Time out. What are smart contracts and why are they important right now?

Put simply, a smart contract is a computer program that is stored on a decentralised network, such as a blockchain (for example, Ethereum). It is a self-executing contract, designed in code to automatically trigger, document or control certain events when required conditions are met by the parties to the contract.

A typical analogy used to explain this concept is a vending machine.

Imagine you’re in need of a sugar rush as you dash between meetings. You spot a vending machine and a Mars Bar with your name on it (figuratively speaking, of course). When you type in the right numbers/letters, a message is sent through the machine that tells it to release your Mars Bar into the collection box. Then you put in your money. If, for example, a pound is enough, you get your Mars Bar. If it’s too much money, then you get your bar and a bit of change. If it’s not enough, it will ask for more money.

This, in simple terms, is a smart contract. Once certain conditions (the number/letter and money insertion) are met, the contract executes the result, (your delicious Mars Bar and a significant improvement in your productivity and mood).

Smart legal contracts

Smart legal contracts adopt this methodology in (yep, you guessed it) legal circumstances for legally binding contracts (has the word ‘legal’ started to seem a bit weird yet?) These contracts determine the rights and obligations of the parties, and the smartness behind them is that, once one party completes their obligations, (e.g. providing a service or delivering goods) they receive their rights or rewards under the contract (e.g. most commonly, payment) from the receiving party. This process is automated by the contract itself through code. Provided that all the requirements of a legally enforceable contract are met with the smart legal contract, it will be legally enforceable in a court. As the Law Commission sets out, “Performance of [the rights and obligations] in a smart legal contract is “guaranteed” in the sense that human intervention is not required to facilitate performance.”

The Project

The Law Commission was tasked by the Lord Chancellor to include work on smart legal contracts as part of their Thirteenth Programme of Law Reform. In November 2019, the UK Jurisdiction Taskforce (“UKJT”) published its legal statement on cryptoassets and smart contracts. The UKJT Legal Statement concluded that, in principle, smart contracts are capable of giving rise to binding legal obligations, enforceable in accordance with their terms.

Following this, the Ministry of Justice asked the Law Commission to undertake a more detailed analysis of the current law as it applies to smart legal contracts. The report would need to highlight any uncertainties or gaps, and identify any present or future further work that may be required.

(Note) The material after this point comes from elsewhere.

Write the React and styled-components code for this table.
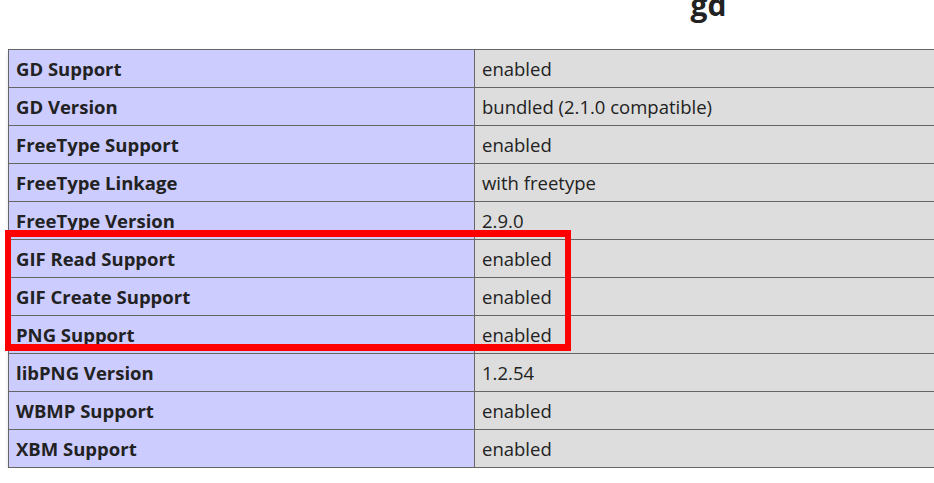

The Law Commission’s advice

As stated above, the Commission concluded that no changes were needed to existing primary legislation. In their words,

“Current legal principles can apply to smart legal contracts in much the same way as they do to traditional contracts, albeit with an incremental and principled development of the common law in specific contexts.”

Their report discusses the actual technology behind smart contracts in extensive detail, highlighting the different types of smart legal contracts that can be formed, (such as “Natural language contract with automatic performance by code”) and a comparison of those types, as well as examples of use cases.

In practice, smart legal contracts are currently being considered and used in the context of:

  • Facilitating “DeFi” or decentralised finance, which aims to disrupt conventional banking and securitisation arrangements
  • Service level agreement monitoring
  • Real estate transactions
  • Parametric insurance
  • Aviation refuelling
  • Managing supply chains

In terms of process, the Law Commission expect that parties to the contract will, in many cases, “engage in natural language negotiations with a view to reaching an agreement on the terms of their bargain.” Following this, they will engage a developer (if required) to “procure a piece of code which defines or performs some or all of those contractual obligations.” But prior to actually commencing drafting of the contract (whether in natural language or code) it is also crucial that the parties “conduct a rigorous planning phase”. It was emphasised that “collaboration between lawyers and coders is key” and that the parties should be clear as to what the goals and business requirements are before relying on that code to enforce performance towards those goals.

When considering which elements of the contract can be coded, versus those that should remain in natural language, the Law Commission’s consultees said that it would depend upon the obligation. The nature of a limited liability clause, for example, would render it difficult to be translated into code, as this is considered a high-risk area for clients that often leads to negotiation. Conversely, a standard boilerplate clause, such as a severance or variation clause, would be far easier to code as they are usually drafted with the same or very similar wording and have less of an impact on the performance of the contract overall.

Although these contracts will undoubtedly raise more questions along the way as they are deployed in practice, the Commission are confident that common law can evolve to accommodate them in a way that is reliable and understandable for businesses and their legal teams. At Stephenson Law are certainly willing to embrace new ways of working and would champion clients that wish to trial these coded contracts. It’s a learning curve for everyone, but with an increasing number of consultations being conducted by the likes of the Law Commission (and other regulatory and legal bodies) we are starting to form a framework of guidance to follow in this brave new (coded) world.